» **Data excerpt**

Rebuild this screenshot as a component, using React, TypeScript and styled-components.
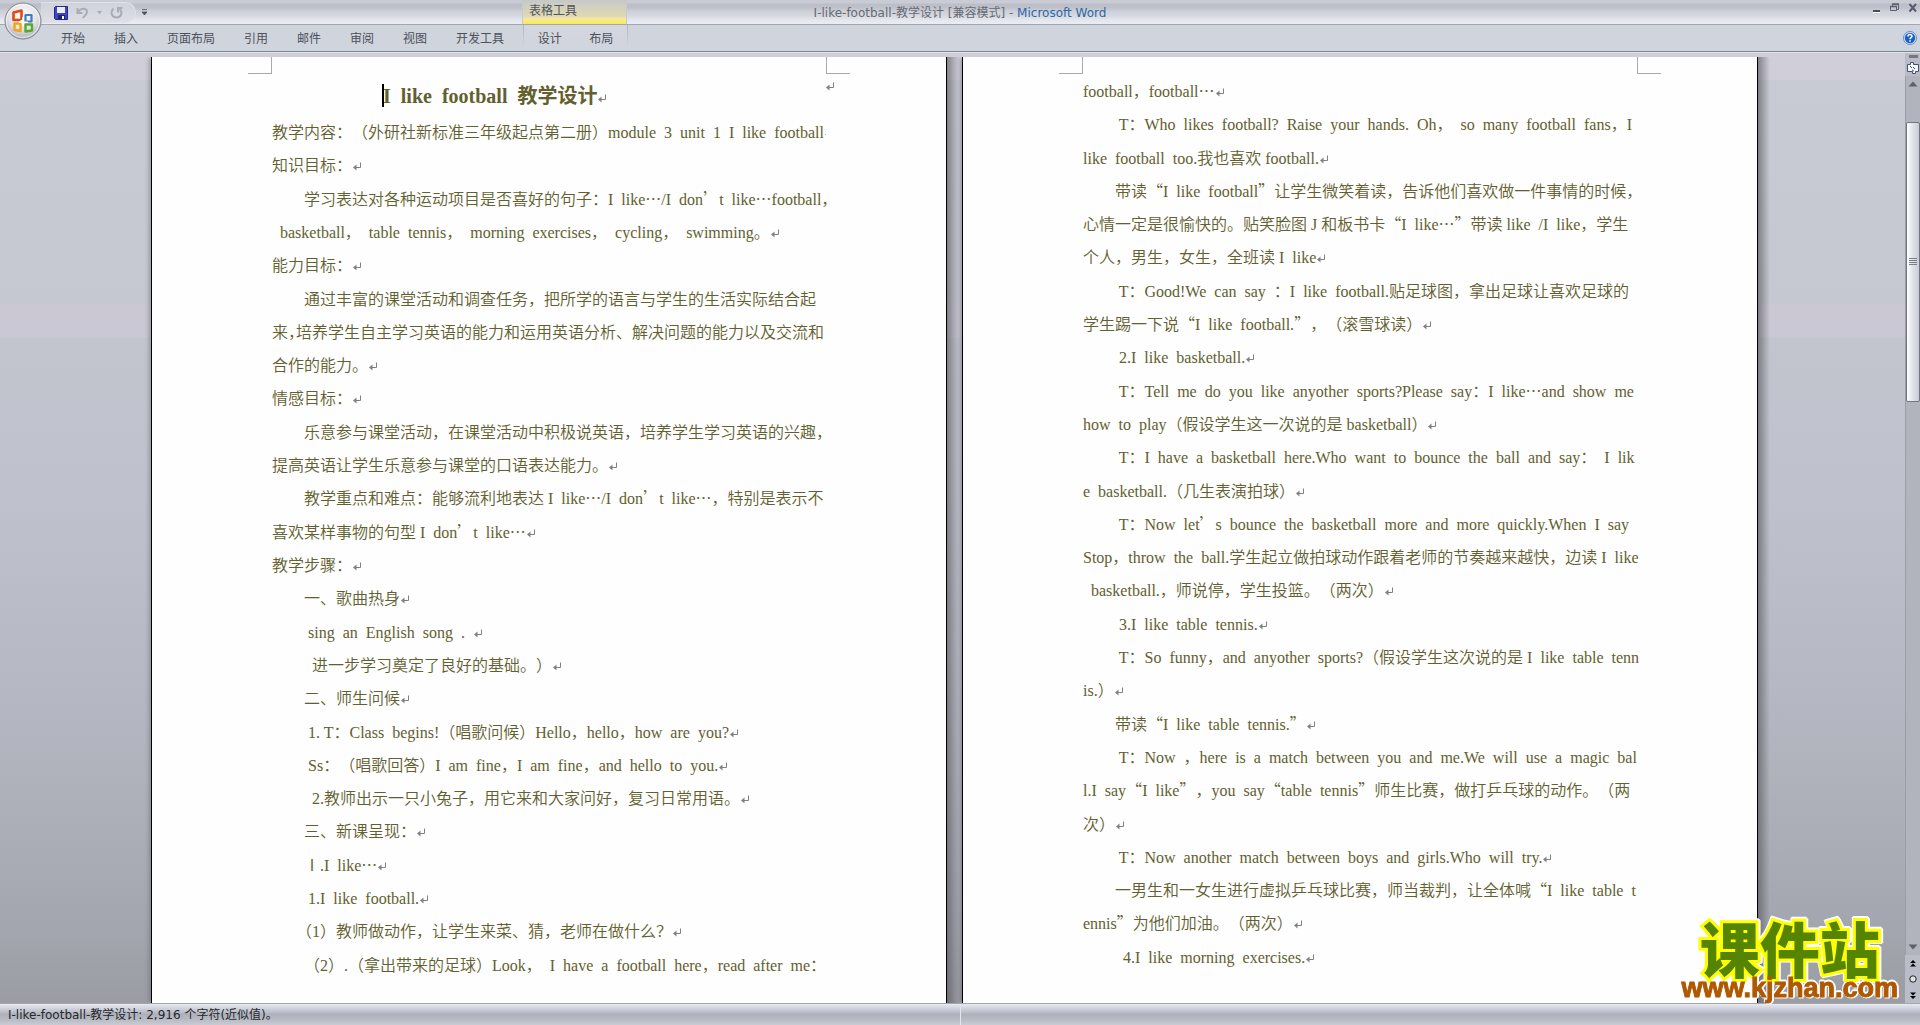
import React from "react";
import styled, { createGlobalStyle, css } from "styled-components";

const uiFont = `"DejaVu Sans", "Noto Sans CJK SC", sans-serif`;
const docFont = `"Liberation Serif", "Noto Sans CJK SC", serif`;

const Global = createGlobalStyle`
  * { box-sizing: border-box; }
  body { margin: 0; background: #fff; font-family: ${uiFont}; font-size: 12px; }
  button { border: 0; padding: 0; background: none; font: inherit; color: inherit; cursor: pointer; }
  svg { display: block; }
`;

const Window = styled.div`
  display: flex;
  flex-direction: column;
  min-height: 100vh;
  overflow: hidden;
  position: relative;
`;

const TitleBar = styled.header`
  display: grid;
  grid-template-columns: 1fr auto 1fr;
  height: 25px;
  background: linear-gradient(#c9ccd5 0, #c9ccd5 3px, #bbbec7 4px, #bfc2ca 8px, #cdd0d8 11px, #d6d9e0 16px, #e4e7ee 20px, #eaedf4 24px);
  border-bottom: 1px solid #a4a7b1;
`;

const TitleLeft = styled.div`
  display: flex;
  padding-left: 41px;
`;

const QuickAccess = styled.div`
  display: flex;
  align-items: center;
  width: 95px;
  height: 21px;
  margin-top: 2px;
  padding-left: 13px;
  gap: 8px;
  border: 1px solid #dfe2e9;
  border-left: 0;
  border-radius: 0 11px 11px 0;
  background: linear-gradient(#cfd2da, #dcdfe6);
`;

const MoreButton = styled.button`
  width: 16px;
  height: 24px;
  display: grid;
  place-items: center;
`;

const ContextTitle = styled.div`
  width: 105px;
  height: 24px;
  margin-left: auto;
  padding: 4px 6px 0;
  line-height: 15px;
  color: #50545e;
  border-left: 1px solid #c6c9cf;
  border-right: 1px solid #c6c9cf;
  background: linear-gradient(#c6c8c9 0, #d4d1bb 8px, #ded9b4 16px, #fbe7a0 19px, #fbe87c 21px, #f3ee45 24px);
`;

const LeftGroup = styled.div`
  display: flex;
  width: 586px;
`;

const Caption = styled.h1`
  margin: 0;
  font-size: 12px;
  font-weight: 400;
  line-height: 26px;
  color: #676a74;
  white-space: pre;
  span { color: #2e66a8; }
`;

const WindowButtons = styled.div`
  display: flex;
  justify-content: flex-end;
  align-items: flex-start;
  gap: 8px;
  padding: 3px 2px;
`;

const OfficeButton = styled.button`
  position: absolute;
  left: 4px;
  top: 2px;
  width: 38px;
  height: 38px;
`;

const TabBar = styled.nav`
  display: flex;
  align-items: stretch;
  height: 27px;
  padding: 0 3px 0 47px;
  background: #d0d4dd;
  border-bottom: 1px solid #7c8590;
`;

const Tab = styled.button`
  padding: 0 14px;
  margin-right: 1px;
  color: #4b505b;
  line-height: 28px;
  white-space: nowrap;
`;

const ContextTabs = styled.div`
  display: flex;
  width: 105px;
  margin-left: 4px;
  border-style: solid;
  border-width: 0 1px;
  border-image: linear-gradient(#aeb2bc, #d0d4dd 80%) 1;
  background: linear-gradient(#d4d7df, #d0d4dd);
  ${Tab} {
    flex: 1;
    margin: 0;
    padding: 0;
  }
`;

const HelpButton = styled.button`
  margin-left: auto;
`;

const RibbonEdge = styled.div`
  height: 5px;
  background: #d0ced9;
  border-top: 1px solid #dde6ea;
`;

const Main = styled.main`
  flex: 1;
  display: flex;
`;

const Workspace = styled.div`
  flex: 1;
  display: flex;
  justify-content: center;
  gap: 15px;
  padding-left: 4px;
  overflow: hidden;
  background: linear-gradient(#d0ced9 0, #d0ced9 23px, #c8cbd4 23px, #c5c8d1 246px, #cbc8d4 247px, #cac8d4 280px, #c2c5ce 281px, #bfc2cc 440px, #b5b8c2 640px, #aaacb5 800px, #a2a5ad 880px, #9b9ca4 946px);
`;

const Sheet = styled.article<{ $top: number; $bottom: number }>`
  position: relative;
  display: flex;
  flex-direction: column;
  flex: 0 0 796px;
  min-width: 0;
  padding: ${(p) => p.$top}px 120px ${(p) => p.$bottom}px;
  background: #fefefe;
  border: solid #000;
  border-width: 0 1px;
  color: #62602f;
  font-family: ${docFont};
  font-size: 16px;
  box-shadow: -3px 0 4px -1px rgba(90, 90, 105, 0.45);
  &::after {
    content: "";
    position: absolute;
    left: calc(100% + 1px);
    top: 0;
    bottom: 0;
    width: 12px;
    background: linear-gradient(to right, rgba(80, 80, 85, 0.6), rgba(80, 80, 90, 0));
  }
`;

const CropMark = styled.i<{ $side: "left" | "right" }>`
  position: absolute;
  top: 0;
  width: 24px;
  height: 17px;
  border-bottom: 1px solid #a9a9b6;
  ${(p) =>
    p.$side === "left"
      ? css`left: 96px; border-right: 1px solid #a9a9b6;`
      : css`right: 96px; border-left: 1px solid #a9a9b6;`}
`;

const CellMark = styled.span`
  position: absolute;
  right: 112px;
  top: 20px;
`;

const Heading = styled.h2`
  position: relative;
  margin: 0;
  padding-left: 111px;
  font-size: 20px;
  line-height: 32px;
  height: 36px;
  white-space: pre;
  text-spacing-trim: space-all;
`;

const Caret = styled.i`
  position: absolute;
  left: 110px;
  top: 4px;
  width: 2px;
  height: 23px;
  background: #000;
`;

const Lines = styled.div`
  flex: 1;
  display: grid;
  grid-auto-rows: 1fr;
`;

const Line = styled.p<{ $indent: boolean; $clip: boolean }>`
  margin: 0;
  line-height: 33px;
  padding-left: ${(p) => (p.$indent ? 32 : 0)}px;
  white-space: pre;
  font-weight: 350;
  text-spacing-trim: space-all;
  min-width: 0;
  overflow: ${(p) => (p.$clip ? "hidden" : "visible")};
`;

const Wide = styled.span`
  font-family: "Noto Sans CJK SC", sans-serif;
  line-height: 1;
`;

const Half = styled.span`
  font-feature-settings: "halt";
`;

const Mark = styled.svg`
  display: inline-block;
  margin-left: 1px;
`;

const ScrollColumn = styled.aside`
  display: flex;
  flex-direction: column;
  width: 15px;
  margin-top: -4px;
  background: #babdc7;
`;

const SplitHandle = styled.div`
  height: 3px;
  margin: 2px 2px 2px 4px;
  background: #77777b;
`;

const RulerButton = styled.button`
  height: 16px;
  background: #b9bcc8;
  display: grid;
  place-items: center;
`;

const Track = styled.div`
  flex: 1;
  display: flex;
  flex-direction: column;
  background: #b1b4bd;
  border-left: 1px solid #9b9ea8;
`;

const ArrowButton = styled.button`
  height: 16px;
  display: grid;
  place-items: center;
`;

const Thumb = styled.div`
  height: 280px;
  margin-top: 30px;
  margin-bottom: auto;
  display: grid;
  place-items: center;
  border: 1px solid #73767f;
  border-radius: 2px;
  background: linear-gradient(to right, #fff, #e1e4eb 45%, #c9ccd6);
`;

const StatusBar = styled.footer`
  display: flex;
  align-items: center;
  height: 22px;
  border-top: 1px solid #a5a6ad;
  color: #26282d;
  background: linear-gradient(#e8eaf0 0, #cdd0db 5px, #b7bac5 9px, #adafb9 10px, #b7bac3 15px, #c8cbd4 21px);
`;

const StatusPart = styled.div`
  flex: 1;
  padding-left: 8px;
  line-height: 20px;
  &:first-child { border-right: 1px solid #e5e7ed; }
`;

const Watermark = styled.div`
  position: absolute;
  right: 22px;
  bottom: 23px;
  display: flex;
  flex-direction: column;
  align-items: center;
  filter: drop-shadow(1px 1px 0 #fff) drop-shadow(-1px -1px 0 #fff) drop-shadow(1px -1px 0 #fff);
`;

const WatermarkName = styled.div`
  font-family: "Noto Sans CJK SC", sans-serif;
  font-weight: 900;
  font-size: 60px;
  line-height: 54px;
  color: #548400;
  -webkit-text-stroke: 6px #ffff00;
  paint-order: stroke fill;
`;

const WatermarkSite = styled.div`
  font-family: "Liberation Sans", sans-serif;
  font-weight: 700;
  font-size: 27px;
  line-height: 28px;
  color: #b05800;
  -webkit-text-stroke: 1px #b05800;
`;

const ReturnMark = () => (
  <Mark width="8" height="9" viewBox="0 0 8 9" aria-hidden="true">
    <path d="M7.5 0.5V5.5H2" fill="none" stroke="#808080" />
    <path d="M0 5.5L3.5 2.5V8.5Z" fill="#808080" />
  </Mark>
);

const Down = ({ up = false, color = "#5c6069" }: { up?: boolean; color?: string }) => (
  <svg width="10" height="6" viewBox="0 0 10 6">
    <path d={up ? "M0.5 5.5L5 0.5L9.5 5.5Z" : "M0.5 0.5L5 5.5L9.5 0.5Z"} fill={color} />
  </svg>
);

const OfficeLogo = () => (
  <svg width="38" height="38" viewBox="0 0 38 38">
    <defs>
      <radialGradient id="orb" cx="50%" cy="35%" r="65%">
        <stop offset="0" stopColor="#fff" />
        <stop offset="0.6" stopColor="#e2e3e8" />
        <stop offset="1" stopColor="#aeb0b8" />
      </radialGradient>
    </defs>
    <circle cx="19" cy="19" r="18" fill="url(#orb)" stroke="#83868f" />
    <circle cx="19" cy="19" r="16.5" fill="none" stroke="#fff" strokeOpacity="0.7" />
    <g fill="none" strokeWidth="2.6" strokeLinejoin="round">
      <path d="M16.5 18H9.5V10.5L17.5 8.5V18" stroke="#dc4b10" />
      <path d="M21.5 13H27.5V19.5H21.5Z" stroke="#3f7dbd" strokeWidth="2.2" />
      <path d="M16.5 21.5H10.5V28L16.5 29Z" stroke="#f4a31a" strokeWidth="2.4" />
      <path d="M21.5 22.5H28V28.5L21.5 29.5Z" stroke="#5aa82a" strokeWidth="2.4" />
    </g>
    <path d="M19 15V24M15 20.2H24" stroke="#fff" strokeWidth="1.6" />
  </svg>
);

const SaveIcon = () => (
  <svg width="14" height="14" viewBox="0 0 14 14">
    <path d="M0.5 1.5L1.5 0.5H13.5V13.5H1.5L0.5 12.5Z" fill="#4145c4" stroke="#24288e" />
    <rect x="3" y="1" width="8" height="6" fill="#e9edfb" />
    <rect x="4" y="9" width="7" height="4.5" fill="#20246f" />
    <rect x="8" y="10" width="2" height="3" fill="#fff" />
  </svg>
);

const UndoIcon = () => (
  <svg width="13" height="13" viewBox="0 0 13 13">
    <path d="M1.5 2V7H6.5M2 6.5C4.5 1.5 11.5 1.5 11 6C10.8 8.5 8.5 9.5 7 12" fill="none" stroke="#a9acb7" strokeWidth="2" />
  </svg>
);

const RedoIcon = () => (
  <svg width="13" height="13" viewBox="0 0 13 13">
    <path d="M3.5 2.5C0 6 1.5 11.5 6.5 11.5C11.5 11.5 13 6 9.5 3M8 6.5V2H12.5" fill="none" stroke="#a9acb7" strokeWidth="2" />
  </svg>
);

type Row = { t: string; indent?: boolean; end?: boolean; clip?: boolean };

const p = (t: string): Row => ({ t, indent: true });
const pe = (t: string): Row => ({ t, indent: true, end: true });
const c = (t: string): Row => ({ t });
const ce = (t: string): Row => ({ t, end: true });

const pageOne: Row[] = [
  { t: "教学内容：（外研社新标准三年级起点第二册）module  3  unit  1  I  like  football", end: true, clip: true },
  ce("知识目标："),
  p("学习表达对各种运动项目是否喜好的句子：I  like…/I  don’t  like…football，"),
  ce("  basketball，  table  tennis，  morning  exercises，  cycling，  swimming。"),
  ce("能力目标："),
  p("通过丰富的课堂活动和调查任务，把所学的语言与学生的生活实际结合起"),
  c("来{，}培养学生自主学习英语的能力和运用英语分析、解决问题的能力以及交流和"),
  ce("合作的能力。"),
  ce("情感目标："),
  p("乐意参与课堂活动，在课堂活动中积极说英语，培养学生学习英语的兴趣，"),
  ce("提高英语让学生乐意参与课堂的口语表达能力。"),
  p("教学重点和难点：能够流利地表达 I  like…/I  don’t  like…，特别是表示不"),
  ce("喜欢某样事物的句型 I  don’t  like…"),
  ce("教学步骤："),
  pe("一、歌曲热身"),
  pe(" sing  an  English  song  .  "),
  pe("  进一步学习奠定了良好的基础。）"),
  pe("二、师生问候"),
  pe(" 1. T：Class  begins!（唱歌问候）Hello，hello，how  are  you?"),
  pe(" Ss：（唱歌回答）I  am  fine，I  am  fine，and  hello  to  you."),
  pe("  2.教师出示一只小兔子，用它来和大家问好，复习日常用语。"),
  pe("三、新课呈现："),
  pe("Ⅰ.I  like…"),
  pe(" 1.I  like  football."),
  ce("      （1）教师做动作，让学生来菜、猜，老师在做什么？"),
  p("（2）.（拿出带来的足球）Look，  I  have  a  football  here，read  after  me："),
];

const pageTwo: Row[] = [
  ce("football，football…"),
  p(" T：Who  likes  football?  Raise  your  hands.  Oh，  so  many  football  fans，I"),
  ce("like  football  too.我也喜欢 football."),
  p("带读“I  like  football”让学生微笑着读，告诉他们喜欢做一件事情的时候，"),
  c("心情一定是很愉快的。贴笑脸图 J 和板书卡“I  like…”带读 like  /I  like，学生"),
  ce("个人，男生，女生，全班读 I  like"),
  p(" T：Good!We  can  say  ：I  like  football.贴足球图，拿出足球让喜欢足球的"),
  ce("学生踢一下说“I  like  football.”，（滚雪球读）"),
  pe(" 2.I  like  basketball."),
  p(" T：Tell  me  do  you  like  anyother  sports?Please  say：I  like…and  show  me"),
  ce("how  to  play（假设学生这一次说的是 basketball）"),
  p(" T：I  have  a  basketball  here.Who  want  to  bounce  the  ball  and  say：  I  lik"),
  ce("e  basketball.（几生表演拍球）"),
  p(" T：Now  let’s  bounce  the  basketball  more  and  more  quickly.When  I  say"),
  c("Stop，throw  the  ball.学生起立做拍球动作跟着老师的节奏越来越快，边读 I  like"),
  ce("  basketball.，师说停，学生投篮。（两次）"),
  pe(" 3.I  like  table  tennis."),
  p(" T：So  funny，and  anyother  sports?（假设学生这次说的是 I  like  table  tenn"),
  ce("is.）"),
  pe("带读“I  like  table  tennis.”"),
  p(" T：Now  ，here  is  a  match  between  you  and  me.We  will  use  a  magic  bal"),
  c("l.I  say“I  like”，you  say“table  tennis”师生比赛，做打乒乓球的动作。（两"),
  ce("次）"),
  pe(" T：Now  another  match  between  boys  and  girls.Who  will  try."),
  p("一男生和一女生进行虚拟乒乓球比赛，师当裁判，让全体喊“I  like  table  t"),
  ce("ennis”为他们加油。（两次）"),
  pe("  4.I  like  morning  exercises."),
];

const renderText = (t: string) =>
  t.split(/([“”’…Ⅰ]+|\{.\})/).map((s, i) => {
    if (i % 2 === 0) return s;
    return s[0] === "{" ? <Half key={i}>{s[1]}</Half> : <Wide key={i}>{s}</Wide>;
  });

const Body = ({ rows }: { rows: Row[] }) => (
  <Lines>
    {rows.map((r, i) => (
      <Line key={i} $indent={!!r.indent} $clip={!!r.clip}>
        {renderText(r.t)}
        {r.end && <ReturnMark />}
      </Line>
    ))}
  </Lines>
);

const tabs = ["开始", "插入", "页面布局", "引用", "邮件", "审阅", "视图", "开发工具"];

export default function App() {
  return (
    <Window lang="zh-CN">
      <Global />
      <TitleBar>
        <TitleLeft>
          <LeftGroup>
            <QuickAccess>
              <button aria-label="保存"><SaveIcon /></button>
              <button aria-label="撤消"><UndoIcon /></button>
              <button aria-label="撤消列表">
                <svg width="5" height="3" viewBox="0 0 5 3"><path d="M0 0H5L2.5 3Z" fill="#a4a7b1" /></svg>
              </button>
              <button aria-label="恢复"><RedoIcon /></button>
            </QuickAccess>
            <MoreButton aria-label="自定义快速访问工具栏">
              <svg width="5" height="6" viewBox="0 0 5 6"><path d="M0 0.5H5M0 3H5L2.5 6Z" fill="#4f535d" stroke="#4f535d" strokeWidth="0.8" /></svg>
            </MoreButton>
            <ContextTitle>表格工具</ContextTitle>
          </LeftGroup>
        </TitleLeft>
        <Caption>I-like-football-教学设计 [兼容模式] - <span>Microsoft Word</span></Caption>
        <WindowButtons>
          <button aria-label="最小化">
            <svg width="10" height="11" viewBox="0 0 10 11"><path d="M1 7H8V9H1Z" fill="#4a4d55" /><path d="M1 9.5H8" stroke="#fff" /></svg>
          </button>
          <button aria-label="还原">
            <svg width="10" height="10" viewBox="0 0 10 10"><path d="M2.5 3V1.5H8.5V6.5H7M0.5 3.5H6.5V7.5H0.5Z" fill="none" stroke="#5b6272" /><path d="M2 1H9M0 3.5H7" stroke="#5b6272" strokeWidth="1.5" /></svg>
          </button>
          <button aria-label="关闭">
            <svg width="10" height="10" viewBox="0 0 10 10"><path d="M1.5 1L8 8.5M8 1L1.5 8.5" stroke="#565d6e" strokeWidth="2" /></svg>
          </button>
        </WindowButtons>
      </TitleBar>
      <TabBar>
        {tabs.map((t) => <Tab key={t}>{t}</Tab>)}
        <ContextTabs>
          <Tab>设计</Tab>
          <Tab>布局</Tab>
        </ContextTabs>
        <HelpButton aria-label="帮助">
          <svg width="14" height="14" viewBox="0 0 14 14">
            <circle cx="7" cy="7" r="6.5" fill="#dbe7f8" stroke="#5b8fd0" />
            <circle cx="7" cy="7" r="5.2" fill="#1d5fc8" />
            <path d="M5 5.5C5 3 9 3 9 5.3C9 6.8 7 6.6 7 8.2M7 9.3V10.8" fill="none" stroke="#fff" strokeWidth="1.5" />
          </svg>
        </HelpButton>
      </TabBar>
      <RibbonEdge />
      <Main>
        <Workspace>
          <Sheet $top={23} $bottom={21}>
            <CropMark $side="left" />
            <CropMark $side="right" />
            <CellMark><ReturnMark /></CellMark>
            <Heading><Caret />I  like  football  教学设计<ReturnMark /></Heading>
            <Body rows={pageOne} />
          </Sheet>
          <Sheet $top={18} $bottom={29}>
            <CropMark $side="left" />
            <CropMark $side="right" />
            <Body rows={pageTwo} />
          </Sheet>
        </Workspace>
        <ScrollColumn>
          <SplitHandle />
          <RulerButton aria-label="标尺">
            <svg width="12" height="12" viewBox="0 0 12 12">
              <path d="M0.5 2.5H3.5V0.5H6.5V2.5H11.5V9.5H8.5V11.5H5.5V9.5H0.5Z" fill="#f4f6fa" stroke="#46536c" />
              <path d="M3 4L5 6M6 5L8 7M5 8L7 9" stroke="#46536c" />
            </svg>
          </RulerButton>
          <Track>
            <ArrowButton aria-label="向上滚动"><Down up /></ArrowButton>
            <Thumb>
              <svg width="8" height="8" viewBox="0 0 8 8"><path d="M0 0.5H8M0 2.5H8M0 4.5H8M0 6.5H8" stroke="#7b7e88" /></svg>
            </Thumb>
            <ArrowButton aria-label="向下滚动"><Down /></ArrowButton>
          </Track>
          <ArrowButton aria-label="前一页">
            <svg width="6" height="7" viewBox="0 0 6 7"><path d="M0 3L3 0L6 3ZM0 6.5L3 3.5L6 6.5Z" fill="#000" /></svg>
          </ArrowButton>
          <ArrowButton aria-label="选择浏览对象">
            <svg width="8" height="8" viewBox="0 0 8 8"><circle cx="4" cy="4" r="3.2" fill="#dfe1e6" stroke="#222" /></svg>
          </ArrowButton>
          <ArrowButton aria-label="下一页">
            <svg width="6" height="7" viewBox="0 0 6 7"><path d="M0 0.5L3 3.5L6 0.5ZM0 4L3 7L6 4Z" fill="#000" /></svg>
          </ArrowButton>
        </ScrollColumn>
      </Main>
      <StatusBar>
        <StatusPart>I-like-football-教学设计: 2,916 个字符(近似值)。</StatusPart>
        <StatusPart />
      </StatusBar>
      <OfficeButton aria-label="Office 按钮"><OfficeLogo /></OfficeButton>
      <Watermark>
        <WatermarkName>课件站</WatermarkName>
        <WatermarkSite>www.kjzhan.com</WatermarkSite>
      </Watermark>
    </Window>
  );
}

» **Task to carry out**
Go through the preceding material and copy each line that has the word "React".

» **Exercise answer**
Rebuild this screenshot as a component, using React, TypeScript and styled-components.
import React from "react";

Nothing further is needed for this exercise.